Whoa. I always thought it was pretty much separate. Might have to go and hunt down a documentary or something about this, seems an interesting topic.

The basic question is whether or not the word "Internet" is a proper noun (i.e. a specific named entity like the "Interstate Highway System") or just a regular noun like "public highways".
Question:

Does treating the Internet as a proper noun legitimize it relative to nation states? How about the opposite, i.e. does treating it a a regular noun delegitimize it relative to nation states?

I wouldn't think so.

I don't think there are very many people who would consider the internet to be something that would ever be in the same category of thing with nation states such that they could be related. 'The internet', even when used as a metaphor to refer to some collection of humans, is far less tangible and definite compared to a nation state.

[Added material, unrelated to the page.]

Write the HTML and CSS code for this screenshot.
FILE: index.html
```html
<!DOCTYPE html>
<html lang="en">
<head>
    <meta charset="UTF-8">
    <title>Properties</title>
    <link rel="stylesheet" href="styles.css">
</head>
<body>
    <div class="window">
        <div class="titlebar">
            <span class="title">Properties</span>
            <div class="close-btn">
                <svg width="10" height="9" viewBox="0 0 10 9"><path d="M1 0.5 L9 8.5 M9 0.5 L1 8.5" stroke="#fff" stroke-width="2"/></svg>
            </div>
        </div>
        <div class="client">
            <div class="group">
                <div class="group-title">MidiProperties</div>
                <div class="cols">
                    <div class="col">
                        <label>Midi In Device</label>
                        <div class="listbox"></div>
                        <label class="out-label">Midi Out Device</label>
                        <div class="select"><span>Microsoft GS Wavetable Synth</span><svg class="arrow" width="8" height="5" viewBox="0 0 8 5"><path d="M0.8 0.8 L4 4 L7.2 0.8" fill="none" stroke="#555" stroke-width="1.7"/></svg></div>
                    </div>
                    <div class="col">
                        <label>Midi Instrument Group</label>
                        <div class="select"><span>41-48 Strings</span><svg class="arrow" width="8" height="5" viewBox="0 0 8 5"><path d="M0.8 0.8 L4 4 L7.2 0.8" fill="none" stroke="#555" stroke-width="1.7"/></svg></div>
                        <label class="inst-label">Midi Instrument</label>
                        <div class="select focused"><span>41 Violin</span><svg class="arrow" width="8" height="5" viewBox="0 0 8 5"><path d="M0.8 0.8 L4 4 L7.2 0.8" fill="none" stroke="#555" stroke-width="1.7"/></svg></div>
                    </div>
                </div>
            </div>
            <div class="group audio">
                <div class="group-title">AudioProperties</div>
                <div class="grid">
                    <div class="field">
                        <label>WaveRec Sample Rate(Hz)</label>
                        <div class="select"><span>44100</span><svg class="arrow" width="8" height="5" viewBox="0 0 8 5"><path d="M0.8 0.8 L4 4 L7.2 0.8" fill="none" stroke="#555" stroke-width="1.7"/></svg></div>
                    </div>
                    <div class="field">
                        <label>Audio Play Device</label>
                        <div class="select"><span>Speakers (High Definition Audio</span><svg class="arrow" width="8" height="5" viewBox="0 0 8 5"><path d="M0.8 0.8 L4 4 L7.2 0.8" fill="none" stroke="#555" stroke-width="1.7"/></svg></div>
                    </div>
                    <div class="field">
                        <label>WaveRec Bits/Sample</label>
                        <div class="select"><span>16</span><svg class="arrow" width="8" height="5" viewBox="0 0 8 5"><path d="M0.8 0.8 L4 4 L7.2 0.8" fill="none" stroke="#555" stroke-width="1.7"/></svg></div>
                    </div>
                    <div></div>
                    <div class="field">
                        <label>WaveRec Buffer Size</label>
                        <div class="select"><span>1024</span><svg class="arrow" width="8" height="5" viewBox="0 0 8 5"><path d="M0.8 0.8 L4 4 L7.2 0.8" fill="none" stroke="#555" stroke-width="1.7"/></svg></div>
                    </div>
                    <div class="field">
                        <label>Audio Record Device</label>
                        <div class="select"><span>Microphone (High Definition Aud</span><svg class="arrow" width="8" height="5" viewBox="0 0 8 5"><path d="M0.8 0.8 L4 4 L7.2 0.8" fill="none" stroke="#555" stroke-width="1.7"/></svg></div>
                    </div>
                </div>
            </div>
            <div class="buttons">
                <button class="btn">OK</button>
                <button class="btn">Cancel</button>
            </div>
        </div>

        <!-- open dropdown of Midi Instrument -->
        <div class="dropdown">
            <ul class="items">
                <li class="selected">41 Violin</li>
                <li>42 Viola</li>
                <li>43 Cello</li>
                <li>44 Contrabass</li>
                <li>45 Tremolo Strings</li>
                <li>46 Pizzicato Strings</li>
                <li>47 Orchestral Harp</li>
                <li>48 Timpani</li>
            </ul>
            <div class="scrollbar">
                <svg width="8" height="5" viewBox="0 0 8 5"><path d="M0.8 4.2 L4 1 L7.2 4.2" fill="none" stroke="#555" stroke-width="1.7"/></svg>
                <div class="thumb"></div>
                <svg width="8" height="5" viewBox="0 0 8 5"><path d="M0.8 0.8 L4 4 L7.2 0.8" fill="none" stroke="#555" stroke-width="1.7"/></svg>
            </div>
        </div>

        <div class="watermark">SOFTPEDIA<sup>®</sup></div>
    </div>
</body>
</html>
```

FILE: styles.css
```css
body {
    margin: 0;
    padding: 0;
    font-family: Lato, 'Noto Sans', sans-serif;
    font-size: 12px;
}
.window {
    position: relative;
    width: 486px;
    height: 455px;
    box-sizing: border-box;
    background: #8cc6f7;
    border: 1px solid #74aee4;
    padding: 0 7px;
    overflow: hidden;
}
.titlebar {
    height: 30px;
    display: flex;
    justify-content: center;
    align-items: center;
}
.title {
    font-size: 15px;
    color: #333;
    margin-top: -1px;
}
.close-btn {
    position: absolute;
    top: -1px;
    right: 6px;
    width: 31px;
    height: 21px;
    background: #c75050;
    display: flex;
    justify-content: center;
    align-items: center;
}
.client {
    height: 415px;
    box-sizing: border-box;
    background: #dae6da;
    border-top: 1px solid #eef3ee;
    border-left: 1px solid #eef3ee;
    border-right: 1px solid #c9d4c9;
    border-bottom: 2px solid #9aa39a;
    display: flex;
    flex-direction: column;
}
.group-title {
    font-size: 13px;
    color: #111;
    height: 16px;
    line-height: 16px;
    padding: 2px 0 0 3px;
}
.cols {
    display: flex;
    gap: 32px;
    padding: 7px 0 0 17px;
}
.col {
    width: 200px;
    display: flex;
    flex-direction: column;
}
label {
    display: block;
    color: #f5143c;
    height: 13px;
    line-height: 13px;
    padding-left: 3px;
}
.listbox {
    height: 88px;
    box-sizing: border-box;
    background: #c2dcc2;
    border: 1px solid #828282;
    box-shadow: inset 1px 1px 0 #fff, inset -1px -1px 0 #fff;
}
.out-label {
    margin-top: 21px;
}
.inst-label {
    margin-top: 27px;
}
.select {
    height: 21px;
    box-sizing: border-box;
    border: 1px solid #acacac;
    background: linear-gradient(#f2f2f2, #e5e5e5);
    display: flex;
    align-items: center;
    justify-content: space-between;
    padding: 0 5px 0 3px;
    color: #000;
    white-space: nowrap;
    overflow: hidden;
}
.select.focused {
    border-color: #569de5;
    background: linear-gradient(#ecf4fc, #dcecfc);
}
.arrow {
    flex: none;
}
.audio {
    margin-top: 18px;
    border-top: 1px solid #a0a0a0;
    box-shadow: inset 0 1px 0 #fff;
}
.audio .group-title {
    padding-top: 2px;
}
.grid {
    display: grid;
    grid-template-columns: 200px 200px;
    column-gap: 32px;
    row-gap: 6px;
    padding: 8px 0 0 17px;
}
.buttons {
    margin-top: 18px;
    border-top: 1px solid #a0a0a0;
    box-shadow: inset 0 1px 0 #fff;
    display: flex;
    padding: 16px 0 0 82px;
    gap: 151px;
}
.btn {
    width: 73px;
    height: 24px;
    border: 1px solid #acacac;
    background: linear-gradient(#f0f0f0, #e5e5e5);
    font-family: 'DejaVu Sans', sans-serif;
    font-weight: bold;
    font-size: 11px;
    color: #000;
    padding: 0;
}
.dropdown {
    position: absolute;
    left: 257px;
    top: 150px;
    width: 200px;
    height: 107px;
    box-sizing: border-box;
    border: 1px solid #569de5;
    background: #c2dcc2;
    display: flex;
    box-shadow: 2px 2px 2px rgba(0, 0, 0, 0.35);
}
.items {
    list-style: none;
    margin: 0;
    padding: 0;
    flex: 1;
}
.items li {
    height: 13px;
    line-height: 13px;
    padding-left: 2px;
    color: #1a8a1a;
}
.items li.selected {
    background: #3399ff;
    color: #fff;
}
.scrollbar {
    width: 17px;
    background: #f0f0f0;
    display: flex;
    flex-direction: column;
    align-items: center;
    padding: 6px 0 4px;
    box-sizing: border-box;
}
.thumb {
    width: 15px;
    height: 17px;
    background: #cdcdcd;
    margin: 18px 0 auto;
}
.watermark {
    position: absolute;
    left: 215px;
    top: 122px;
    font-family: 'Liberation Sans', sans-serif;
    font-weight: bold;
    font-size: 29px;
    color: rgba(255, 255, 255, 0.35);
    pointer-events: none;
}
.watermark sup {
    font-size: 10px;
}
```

For myself: I always use capital I just because there is only one Internet. That doesn't make it more legitimate, or more like a nation state, or anything else. It just highlights the uniqueness of it.
Still? Why would anyone write 'internet' with a capital 'i'? Internetisapropernout.net is just wrong: it's not a proper noun; if it were, why would we precede it with an article?

If we capitalized any noun that referred to a specific thing, every word that followed 'the' would need to be capitalized.

The internet over which I'm posting this comment simply happens not to have a name.

Why is the White House preceded with an article? I don't think it's significant.